**Set problem**
Give the number of lines in the data that hold the string "with". Nothing else is needed.

Code that builds pages:
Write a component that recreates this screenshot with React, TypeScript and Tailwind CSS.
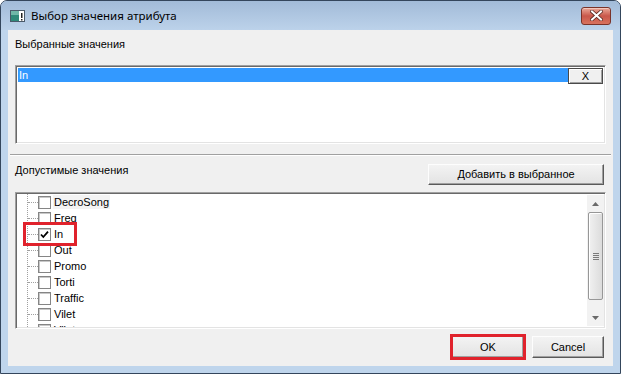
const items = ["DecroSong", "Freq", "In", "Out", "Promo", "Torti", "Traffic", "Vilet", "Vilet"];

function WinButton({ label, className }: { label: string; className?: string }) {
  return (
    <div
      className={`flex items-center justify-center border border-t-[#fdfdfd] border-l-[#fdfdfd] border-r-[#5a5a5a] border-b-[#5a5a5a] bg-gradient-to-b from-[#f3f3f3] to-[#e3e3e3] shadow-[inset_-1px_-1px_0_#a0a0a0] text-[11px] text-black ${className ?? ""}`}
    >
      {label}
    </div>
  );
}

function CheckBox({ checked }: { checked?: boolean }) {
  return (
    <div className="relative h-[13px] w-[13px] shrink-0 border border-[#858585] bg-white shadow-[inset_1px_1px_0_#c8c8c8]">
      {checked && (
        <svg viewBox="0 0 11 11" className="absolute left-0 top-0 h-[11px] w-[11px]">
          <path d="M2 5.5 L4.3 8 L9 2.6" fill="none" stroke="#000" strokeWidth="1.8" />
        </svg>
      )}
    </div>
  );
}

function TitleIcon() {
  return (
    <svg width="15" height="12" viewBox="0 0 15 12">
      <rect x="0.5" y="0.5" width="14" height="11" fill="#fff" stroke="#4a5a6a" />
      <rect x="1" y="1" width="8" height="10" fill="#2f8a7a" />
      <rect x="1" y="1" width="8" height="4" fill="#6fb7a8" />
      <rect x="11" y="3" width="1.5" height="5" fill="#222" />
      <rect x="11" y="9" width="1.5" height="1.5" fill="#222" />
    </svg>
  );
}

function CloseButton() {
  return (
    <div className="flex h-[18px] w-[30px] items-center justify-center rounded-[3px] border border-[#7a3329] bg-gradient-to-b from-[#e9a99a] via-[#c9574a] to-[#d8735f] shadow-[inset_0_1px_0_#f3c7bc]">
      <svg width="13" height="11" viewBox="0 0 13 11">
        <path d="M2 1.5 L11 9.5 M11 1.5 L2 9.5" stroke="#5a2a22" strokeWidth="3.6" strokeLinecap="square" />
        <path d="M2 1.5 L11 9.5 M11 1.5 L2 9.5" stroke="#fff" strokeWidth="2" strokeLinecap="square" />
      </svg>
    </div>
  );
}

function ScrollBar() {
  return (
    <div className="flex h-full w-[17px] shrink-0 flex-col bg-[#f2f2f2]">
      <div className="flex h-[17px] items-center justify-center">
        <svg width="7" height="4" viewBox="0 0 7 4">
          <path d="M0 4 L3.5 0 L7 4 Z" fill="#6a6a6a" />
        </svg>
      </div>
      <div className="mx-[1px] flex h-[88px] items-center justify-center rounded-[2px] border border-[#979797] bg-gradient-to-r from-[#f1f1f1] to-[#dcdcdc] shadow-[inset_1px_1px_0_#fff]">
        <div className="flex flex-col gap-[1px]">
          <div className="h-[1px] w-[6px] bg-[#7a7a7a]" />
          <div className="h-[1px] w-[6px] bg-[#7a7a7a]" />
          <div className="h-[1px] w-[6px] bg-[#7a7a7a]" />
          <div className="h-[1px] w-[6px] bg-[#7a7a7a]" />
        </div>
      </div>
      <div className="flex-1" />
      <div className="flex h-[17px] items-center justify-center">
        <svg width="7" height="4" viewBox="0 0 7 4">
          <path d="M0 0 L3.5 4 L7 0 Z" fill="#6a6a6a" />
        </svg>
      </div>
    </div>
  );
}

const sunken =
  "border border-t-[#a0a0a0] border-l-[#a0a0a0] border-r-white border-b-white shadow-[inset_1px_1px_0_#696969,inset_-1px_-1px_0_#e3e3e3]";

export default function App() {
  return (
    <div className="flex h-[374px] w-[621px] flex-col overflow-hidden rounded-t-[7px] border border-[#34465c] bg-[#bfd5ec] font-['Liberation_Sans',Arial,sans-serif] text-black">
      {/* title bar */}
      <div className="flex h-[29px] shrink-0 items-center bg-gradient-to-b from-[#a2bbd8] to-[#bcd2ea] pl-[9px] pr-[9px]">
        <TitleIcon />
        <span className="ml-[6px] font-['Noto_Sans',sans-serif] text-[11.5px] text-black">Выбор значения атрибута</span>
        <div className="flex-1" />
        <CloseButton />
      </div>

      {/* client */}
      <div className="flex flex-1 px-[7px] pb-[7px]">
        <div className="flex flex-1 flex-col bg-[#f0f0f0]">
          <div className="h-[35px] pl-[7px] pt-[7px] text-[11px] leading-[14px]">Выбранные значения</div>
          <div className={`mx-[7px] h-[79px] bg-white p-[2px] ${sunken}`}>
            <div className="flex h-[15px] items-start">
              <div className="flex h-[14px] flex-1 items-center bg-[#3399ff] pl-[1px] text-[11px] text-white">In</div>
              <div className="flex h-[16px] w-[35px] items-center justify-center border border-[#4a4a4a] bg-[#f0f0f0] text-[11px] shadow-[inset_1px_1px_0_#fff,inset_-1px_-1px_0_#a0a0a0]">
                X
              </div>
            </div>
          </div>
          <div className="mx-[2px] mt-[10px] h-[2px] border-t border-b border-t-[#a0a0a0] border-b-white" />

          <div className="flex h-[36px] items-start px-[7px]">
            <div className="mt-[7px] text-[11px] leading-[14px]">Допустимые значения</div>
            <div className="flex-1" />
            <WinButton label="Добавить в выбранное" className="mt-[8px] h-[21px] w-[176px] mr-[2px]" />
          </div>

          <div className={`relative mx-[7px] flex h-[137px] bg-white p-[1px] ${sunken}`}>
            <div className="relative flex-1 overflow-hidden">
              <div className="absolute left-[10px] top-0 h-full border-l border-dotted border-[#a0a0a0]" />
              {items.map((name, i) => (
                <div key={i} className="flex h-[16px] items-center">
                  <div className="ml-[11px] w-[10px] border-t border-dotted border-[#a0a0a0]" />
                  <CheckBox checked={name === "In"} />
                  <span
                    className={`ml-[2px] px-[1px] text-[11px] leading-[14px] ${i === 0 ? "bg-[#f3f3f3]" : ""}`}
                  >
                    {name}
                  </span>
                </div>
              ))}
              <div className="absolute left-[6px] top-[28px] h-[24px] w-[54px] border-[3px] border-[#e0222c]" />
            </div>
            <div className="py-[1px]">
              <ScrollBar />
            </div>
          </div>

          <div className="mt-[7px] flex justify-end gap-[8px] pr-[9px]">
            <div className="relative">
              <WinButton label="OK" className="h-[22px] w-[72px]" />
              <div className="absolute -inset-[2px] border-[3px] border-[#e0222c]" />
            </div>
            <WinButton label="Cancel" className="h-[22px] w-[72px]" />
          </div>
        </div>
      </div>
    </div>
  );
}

==

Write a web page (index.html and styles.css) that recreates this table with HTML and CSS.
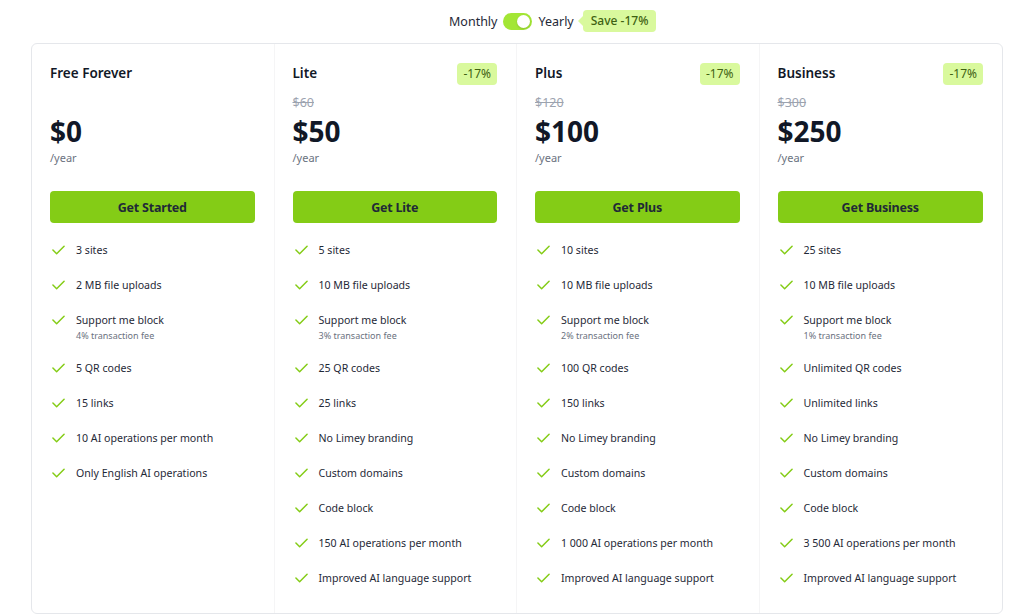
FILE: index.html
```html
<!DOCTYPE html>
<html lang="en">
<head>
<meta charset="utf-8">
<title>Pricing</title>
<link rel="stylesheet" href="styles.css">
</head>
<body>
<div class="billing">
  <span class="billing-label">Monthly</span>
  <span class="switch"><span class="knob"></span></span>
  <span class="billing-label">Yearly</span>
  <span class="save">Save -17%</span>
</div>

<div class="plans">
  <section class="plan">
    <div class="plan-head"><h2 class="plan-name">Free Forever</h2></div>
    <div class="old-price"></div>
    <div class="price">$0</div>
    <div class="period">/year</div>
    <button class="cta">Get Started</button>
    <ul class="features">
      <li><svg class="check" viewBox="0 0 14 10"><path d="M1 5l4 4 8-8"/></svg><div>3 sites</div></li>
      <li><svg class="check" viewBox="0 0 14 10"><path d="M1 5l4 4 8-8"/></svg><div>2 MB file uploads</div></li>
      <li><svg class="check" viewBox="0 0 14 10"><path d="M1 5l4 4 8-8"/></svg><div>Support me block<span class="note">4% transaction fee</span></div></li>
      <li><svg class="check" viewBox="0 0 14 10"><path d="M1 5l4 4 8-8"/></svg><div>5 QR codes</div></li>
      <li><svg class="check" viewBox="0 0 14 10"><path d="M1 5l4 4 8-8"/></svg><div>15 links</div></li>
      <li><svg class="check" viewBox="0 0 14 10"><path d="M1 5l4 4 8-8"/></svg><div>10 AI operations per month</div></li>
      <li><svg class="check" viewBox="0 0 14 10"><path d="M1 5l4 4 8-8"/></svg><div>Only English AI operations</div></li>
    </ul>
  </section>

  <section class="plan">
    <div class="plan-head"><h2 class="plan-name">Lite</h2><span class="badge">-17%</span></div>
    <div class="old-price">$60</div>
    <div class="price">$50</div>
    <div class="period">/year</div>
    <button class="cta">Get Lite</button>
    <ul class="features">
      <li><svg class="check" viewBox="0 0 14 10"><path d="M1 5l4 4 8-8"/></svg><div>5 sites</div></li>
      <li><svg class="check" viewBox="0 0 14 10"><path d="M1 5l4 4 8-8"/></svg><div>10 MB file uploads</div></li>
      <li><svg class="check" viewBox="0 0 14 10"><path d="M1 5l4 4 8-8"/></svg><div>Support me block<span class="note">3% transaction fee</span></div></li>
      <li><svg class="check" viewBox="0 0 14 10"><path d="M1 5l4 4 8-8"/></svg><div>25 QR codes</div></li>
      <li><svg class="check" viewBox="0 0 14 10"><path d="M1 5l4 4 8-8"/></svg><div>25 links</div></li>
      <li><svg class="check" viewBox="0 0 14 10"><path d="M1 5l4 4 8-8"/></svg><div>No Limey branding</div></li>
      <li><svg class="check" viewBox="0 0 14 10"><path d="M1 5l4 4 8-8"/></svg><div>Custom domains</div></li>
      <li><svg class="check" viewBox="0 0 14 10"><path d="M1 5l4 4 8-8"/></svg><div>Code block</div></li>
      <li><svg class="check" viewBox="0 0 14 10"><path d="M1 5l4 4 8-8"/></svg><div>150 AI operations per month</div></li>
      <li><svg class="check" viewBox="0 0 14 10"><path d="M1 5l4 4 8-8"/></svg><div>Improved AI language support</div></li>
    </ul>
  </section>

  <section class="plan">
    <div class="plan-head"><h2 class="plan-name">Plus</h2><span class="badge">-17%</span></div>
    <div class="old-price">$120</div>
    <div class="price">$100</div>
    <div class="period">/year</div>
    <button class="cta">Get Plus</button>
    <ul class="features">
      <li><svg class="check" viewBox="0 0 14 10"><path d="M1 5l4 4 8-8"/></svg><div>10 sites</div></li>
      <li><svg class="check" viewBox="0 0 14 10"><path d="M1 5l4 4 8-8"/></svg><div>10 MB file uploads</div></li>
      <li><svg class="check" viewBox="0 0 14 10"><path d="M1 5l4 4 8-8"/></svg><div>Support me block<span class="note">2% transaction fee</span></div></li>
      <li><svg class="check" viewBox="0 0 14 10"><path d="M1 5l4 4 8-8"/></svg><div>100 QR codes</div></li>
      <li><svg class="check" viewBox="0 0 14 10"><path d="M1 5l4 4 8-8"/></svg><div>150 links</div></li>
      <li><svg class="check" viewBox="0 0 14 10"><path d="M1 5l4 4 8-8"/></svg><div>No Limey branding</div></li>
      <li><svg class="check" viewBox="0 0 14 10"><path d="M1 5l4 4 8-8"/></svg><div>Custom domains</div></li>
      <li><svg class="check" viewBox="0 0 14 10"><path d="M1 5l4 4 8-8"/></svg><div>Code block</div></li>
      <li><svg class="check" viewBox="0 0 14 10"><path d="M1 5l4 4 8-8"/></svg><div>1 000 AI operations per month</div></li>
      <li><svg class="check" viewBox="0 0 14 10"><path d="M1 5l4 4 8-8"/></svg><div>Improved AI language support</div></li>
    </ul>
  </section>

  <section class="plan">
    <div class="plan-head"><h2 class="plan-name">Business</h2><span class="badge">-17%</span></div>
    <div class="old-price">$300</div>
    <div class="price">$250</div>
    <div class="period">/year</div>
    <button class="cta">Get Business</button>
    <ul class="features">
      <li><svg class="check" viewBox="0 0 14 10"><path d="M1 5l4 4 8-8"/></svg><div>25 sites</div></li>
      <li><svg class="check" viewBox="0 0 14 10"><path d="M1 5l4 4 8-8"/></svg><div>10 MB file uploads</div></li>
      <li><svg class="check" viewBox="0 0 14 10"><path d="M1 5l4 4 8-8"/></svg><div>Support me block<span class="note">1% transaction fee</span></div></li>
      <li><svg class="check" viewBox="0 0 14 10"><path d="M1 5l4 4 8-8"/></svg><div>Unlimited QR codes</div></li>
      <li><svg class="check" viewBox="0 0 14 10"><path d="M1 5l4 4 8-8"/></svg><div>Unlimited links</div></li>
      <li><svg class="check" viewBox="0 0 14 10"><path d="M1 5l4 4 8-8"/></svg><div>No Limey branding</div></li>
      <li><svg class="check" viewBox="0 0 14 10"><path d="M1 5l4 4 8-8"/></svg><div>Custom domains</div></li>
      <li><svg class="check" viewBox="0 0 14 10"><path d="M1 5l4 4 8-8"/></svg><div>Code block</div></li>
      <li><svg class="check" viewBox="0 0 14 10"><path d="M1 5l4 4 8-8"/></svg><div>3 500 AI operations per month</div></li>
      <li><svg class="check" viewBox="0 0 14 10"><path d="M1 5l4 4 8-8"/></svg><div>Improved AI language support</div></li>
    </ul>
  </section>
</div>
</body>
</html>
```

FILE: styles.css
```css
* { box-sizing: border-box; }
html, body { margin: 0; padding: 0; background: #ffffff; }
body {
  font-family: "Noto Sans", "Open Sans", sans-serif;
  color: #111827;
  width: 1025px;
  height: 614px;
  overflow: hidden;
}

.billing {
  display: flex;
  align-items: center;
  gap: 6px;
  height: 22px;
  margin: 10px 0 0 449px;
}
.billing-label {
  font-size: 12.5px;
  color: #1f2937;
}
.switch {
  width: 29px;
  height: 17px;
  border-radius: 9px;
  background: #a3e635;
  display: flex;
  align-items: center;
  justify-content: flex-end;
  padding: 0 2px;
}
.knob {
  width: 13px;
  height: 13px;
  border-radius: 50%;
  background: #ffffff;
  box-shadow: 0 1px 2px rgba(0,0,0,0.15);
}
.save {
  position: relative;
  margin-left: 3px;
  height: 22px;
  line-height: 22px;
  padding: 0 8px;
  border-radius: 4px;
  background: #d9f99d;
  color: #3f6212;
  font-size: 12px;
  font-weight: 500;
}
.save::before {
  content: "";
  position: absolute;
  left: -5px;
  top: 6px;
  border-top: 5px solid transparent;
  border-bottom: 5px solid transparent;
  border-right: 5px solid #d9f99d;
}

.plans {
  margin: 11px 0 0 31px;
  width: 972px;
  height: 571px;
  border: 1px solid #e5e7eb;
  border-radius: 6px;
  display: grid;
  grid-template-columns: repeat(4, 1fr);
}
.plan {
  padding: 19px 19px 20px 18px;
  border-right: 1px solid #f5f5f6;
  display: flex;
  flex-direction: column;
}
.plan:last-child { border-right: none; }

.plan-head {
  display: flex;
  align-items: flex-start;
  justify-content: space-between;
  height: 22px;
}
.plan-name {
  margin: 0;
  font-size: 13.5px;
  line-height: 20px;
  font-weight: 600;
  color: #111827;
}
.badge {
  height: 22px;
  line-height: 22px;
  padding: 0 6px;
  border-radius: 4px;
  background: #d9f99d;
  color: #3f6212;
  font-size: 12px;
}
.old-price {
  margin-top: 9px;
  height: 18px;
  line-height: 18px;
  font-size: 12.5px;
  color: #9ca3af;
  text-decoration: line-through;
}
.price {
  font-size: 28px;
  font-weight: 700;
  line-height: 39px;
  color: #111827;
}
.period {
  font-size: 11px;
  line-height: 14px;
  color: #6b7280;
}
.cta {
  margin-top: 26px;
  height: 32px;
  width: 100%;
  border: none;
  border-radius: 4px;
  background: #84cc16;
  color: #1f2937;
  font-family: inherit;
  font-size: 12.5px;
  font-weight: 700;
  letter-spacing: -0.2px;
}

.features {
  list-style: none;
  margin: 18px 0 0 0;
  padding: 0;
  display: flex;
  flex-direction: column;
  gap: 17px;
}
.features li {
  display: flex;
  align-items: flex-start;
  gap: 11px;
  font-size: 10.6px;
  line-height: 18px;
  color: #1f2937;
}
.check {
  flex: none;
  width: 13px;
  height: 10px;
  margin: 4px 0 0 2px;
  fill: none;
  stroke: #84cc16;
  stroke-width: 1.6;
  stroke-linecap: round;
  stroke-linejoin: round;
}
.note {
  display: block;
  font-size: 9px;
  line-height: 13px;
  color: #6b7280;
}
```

**The output**
2